=== DATA EXCERPT ===
###

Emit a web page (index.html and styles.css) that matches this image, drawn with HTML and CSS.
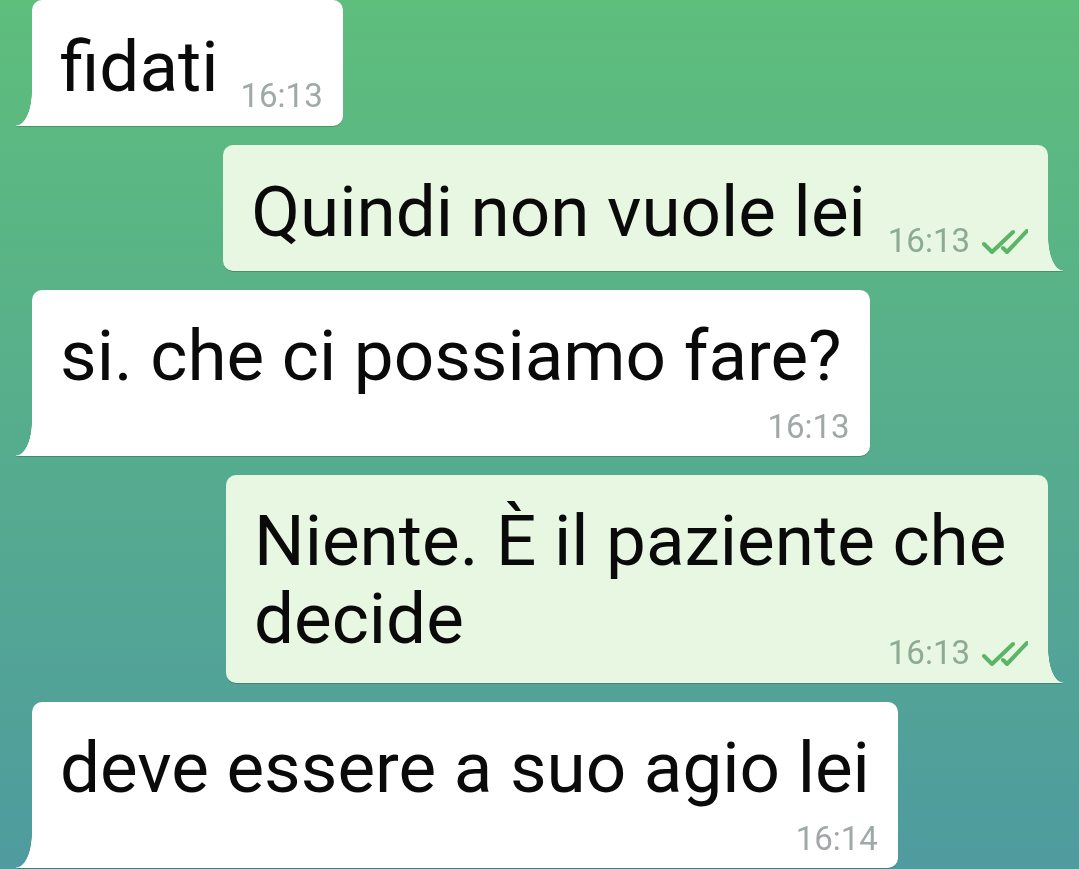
FILE: index.html
```html
<!DOCTYPE html>
<html lang="it">
<head>
<meta charset="utf-8">
<title>Chat</title>
<link rel="stylesheet" href="styles.css">
</head>
<body>
<div class="chat">
  <div class="row in">
    <div class="bubble in-bubble inline">
      <div class="text">fidati</div>
      <div class="meta"><span class="time">16:13</span></div>
    </div>
  </div>
  <div class="row out">
    <div class="bubble out-bubble inline">
      <div class="text">Quindi non vuole lei</div>
      <div class="meta"><span class="time">16:13</span><svg class="checks" viewBox="0 0 46 26" width="46" height="26"><path d="M2 15 L10 23 L31 3 M21 19 L25 23 L45 2" fill="none" stroke="#5cb566" stroke-width="4" stroke-linecap="round" stroke-linejoin="round"/></svg></div>
    </div>
  </div>
  <div class="row in">
    <div class="bubble in-bubble block">
      <div class="text">si. che ci possiamo fare?</div>
      <div class="meta"><span class="time">16:13</span></div>
    </div>
  </div>
  <div class="row out">
    <div class="bubble out-bubble flow">
      <div class="text">Niente. È il paziente che decide<span class="meta meta-float"><span class="time">16:13</span><svg class="checks" viewBox="0 0 46 26" width="46" height="26"><path d="M2 15 L10 23 L31 3 M21 19 L25 23 L45 2" fill="none" stroke="#5cb566" stroke-width="4" stroke-linecap="round" stroke-linejoin="round"/></svg></span></div>
    </div>
  </div>
  <div class="row in">
    <div class="bubble in-bubble block">
      <div class="text">deve essere a suo agio lei</div>
      <div class="meta"><span class="time">16:14</span></div>
    </div>
  </div>
</div>
</body>
</html>
```
FILE: styles.css
```css
html, body {
  margin: 0;
  padding: 0;
  height: 100%;
}
body {
  background: linear-gradient(to bottom, #5ebe7c 0%, #56ad8d 50%, #4f9b9f 100%);
  font-family: Roboto, "Noto Sans", "Liberation Sans", sans-serif;
  overflow: hidden;
}
.chat {
  display: flex;
  flex-direction: column;
  gap: 19px;
  padding: 0 31px 0 32px;
}
.row {
  display: flex;
}
.row.in { justify-content: flex-start; }
.row.out { justify-content: flex-end; }

.bubble {
  position: relative;
  box-sizing: border-box;
  padding: 28px 20px 10px 28px;
  border-radius: 10px;
  filter: drop-shadow(0 1.5px 0.6px rgba(0, 0, 0, 0.2));
}
.in-bubble {
  background: #ffffff;
  border-bottom-left-radius: 0;
  max-width: 880px;
}
.out-bubble {
  background: #e7f7e2;
  border-bottom-right-radius: 0;
  max-width: 822px;
}
.in-bubble::before {
  content: "";
  position: absolute;
  left: -16px;
  bottom: 0;
  width: 16px;
  height: 34px;
  background: radial-gradient(ellipse 16px 34px at 0 0, transparent 97%, #ffffff 100%);
}
.out-bubble::before {
  content: "";
  position: absolute;
  right: -15px;
  bottom: 0;
  width: 15px;
  height: 34px;
  background: radial-gradient(ellipse 15px 34px at 100% 0, transparent 97%, #e7f7e2 100%);
}

.text {
  font-size: 71px;
  line-height: 78px;
  color: #0a0a0a;
}
.meta {
  display: flex;
  align-items: center;
  justify-content: flex-end;
  gap: 12px;
  font-size: 33px;
  line-height: 40px;
  height: 40px;
}
.in-bubble .time { color: #a0a8a8; }
.out-bubble .time { color: #8caa94; }
.checks {
  display: block;
  margin-top: 2px;
}

.inline {
  display: flex;
  align-items: flex-end;
  gap: 22px;
  max-width: none;
}
.inline .text {
  margin-bottom: 10px;
  white-space: nowrap;
  flex-shrink: 0;
}
.block {
  padding-top: 27px;
  padding-bottom: 9px;
}
.block .text {
  margin-right: 8px;
}
.block .meta {
  margin-top: 12px;
}

.flow {
  padding-top: 27px;
}
.flow .text {
  display: flow-root;
  margin-right: 8px;
}
.meta-float {
  float: right;
  display: flex;
  margin-top: 53px;
  margin-right: -8px;
}
```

###

=== TASK INSTRUCTIONS ===
Return the listing above in full and without alteration, excluding its pictures.

=== OUTPUT OF THE EXERCISE ===
Emit a web page (index.html and styles.css) that matches this image, drawn with HTML and CSS.
FILE: index.html
```html
<!DOCTYPE html>
<html lang="it">
<head>
<meta charset="utf-8">
<title>Chat</title>
<link rel="stylesheet" href="styles.css">
</head>
<body>
<div class="chat">
  <div class="row in">
    <div class="bubble in-bubble inline">
      <div class="text">fidati</div>
      <div class="meta"><span class="time">16:13</span></div>
    </div>
  </div>
  <div class="row out">
    <div class="bubble out-bubble inline">
      <div class="text">Quindi non vuole lei</div>
      <div class="meta"><span class="time">16:13</span><svg class="checks" viewBox="0 0 46 26" width="46" height="26"><path d="M2 15 L10 23 L31 3 M21 19 L25 23 L45 2" fill="none" stroke="#5cb566" stroke-width="4" stroke-linecap="round" stroke-linejoin="round"/></svg></div>
    </div>
  </div>
  <div class="row in">
    <div class="bubble in-bubble block">
      <div class="text">si. che ci possiamo fare?</div>
      <div class="meta"><span class="time">16:13</span></div>
    </div>
  </div>
  <div class="row out">
    <div class="bubble out-bubble flow">
      <div class="text">Niente. È il paziente che decide<span class="meta meta-float"><span class="time">16:13</span><svg class="checks" viewBox="0 0 46 26" width="46" height="26"><path d="M2 15 L10 23 L31 3 M21 19 L25 23 L45 2" fill="none" stroke="#5cb566" stroke-width="4" stroke-linecap="round" stroke-linejoin="round"/></svg></span></div>
    </div>
  </div>
  <div class="row in">
    <div class="bubble in-bubble block">
      <div class="text">deve essere a suo agio lei</div>
      <div class="meta"><span class="time">16:14</span></div>
    </div>
  </div>
</div>
</body>
</html>
```
FILE: styles.css
```css
html, body {
  margin: 0;
  padding: 0;
  height: 100%;
}
body {
  background: linear-gradient(to bottom, #5ebe7c 0%, #56ad8d 50%, #4f9b9f 100%);
  font-family: Roboto, "Noto Sans", "Liberation Sans", sans-serif;
  overflow: hidden;
}
.chat {
  display: flex;
  flex-direction: column;
  gap: 19px;
  padding: 0 31px 0 32px;
}
.row {
  display: flex;
}
.row.in { justify-content: flex-start; }
.row.out { justify-content: flex-end; }

.bubble {
  position: relative;
  box-sizing: border-box;
  padding: 28px 20px 10px 28px;
  border-radius: 10px;
  filter: drop-shadow(0 1.5px 0.6px rgba(0, 0, 0, 0.2));
}
.in-bubble {
  background: #ffffff;
  border-bottom-left-radius: 0;
  max-width: 880px;
}
.out-bubble {
  background: #e7f7e2;
  border-bottom-right-radius: 0;
  max-width: 822px;
}
.in-bubble::before {
  content: "";
  position: absolute;
  left: -16px;
  bottom: 0;
  width: 16px;
  height: 34px;
  background: radial-gradient(ellipse 16px 34px at 0 0, transparent 97%, #ffffff 100%);
}
.out-bubble::before {
  content: "";
  position: absolute;
  right: -15px;
  bottom: 0;
  width: 15px;
  height: 34px;
  background: radial-gradient(ellipse 15px 34px at 100% 0, transparent 97%, #e7f7e2 100%);
}

.text {
  font-size: 71px;
  line-height: 78px;
  color: #0a0a0a;
}
.meta {
  display: flex;
  align-items: center;
  justify-content: flex-end;
  gap: 12px;
  font-size: 33px;
  line-height: 40px;
  height: 40px;
}
.in-bubble .time { color: #a0a8a8; }
.out-bubble .time { color: #8caa94; }
.checks {
  display: block;
  margin-top: 2px;
}

.inline {
  display: flex;
  align-items: flex-end;
  gap: 22px;
  max-width: none;
}
.inline .text {
  margin-bottom: 10px;
  white-space: nowrap;
  flex-shrink: 0;
}
.block {
  padding-top: 27px;
  padding-bottom: 9px;
}
.block .text {
  margin-right: 8px;
}
.block .meta {
  margin-top: 12px;
}

.flow {
  padding-top: 27px;
}
.flow .text {
  display: flow-root;
  margin-right: 8px;
}
.meta-float {
  float: right;
  display: flex;
  margin-top: 53px;
  margin-right: -8px;
}
```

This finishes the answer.